:: Data shown ::

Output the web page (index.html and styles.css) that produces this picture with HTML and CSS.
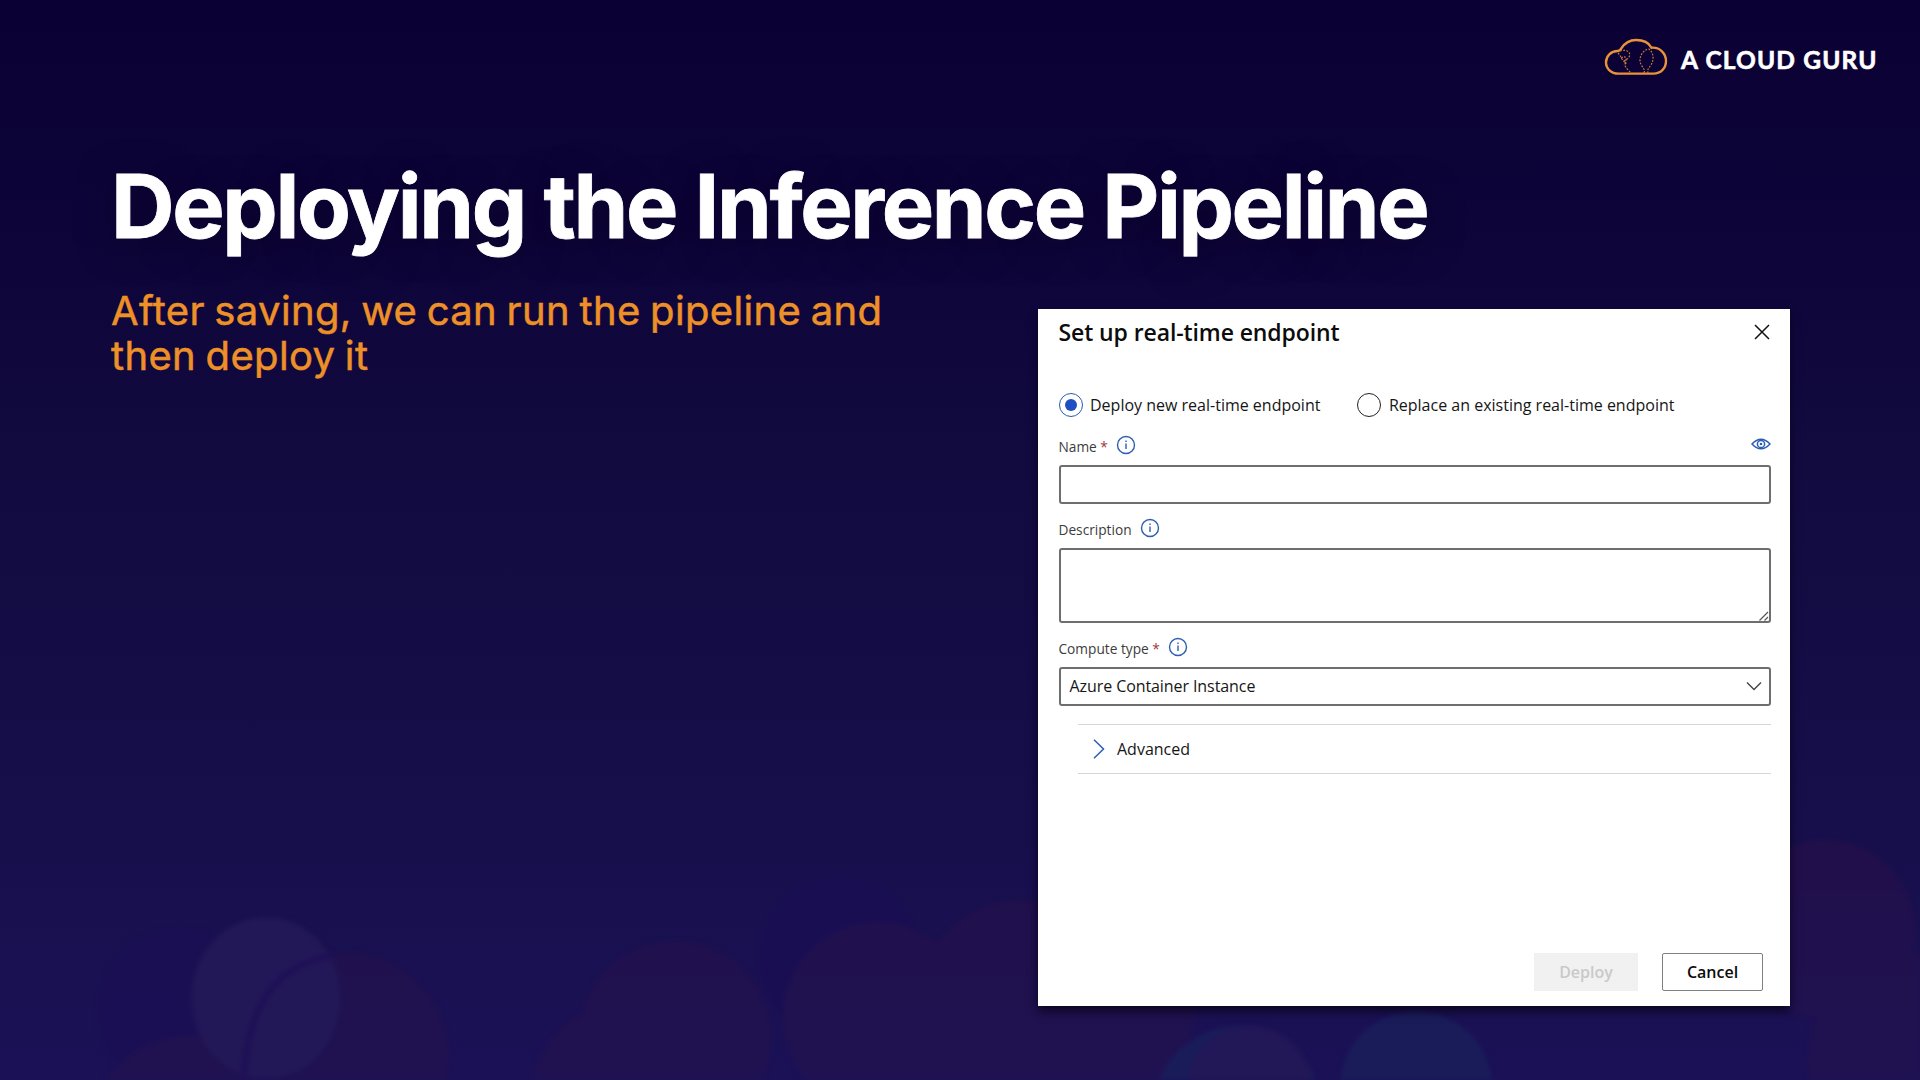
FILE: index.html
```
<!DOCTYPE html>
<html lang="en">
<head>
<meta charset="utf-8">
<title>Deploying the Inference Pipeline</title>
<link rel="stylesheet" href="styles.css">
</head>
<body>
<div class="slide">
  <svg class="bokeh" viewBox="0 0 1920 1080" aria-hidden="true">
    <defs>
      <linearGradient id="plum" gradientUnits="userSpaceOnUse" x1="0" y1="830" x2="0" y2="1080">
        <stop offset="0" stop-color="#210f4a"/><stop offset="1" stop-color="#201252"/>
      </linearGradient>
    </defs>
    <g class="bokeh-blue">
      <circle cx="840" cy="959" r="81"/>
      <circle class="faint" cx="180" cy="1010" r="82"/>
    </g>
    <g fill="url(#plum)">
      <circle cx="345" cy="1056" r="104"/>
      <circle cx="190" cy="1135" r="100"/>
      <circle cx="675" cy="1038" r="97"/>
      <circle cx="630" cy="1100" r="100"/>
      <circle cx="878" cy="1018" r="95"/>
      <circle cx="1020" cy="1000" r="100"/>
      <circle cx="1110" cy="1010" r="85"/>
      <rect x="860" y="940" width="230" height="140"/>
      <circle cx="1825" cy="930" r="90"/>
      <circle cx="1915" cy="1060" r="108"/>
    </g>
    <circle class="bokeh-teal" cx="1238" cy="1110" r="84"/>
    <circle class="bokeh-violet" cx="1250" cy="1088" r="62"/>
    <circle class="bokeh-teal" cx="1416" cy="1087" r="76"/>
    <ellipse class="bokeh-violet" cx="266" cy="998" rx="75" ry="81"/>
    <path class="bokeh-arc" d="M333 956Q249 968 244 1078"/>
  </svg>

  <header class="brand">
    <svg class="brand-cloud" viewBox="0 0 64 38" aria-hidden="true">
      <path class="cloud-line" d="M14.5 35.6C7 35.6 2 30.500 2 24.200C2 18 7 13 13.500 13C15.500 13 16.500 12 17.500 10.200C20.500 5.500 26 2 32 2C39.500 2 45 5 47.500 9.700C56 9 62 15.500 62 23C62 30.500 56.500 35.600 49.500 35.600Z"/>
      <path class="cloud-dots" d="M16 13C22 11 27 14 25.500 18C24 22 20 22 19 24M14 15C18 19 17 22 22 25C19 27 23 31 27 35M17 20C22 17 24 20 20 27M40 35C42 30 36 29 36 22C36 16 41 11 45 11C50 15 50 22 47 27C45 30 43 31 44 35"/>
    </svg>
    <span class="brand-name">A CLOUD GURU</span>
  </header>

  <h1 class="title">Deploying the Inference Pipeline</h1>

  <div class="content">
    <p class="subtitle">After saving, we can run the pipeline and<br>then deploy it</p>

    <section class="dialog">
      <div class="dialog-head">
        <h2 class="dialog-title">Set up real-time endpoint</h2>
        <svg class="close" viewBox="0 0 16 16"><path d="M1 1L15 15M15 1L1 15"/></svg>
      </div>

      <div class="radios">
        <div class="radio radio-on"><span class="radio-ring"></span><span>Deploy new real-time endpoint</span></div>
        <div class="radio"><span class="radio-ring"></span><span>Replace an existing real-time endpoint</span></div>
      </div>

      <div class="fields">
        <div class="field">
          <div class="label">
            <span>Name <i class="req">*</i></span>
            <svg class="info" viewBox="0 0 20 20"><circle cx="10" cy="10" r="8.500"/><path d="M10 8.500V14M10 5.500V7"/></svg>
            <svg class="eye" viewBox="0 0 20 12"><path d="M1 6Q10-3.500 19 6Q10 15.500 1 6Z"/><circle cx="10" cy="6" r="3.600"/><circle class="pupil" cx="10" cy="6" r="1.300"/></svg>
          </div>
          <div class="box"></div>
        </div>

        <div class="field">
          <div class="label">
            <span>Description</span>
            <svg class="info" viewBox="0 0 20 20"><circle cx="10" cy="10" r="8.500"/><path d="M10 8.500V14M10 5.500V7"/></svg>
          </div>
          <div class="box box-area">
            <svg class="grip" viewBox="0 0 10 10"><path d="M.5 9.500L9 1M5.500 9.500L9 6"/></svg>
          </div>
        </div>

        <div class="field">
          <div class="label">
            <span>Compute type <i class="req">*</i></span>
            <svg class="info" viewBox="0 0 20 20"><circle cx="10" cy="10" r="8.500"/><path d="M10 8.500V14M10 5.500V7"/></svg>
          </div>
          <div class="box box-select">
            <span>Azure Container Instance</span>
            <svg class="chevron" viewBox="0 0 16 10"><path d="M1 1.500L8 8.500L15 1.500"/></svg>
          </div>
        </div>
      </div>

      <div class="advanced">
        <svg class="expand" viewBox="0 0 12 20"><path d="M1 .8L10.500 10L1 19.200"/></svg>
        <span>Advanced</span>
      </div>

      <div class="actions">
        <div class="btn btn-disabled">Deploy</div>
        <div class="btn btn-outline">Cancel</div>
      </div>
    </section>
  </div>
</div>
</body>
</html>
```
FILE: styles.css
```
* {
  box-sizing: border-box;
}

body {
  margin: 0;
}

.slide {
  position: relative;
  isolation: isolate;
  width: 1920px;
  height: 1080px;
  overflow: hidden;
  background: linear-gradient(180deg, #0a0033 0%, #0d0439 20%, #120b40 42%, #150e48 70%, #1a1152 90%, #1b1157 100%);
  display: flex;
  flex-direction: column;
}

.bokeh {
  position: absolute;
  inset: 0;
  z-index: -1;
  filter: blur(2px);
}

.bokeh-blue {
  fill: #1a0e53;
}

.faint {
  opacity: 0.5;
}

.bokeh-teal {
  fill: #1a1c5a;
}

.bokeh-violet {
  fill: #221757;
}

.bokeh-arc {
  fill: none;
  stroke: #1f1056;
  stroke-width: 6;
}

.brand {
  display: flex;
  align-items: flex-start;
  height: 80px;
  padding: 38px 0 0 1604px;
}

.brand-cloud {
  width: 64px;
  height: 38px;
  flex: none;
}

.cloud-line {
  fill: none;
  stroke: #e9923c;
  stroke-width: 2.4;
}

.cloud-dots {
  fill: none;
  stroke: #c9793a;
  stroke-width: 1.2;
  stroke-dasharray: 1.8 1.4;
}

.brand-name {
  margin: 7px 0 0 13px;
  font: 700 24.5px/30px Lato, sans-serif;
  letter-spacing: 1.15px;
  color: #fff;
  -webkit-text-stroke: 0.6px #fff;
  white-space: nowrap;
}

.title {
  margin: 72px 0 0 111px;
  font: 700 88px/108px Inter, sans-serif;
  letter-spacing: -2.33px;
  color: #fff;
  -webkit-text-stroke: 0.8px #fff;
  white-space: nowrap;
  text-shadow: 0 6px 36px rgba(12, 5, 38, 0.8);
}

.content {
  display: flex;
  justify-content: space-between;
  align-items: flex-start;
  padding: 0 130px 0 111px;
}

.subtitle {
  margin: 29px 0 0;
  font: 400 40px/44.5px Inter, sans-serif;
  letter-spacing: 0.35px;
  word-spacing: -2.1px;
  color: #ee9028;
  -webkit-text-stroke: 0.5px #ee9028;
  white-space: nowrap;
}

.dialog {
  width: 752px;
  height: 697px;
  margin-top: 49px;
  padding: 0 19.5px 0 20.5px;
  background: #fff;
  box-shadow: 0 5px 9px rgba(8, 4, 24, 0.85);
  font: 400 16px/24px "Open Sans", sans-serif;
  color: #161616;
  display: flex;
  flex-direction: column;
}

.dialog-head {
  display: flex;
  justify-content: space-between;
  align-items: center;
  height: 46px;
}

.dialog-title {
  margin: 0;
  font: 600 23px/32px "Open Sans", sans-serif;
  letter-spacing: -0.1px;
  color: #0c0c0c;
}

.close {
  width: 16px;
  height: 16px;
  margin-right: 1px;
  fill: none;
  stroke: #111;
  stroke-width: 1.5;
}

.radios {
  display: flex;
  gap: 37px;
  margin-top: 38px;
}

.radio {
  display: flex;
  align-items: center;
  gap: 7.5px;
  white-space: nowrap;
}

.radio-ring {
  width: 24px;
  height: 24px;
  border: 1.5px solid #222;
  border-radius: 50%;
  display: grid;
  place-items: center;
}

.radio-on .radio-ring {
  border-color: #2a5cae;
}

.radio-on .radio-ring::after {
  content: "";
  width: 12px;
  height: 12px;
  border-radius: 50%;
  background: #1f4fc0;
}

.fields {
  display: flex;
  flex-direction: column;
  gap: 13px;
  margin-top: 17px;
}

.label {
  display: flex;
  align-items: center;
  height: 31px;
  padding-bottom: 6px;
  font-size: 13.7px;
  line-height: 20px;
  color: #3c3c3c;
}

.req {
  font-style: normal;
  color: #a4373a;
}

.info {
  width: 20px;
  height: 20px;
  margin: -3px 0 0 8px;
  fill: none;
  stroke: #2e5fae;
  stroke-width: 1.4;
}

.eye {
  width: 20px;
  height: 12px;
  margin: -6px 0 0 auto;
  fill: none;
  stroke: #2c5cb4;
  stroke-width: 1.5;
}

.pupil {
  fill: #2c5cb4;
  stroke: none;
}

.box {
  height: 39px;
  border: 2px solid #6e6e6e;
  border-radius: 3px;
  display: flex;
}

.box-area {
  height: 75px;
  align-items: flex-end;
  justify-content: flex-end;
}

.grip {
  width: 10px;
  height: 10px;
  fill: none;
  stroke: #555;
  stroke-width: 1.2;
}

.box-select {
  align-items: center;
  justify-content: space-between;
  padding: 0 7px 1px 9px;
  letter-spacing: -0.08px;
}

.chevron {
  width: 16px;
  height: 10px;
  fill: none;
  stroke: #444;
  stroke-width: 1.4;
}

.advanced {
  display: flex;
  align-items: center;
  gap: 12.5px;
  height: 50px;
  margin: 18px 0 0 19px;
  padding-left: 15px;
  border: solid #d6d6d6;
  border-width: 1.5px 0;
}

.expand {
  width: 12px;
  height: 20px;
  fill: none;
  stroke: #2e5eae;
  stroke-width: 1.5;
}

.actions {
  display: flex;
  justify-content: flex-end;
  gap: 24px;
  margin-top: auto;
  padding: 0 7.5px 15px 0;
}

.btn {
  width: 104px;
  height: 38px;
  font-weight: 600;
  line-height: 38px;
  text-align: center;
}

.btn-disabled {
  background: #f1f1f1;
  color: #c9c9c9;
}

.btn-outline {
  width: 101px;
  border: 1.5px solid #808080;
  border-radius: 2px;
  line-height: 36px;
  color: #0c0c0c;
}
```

:::

Exercise prompt:
Select, from the listing, all lines that include the word "index".

Worked answer:
Output the web page (index.html and styles.css) that produces this picture with HTML and CSS.
FILE: index.html
  z-index: -1;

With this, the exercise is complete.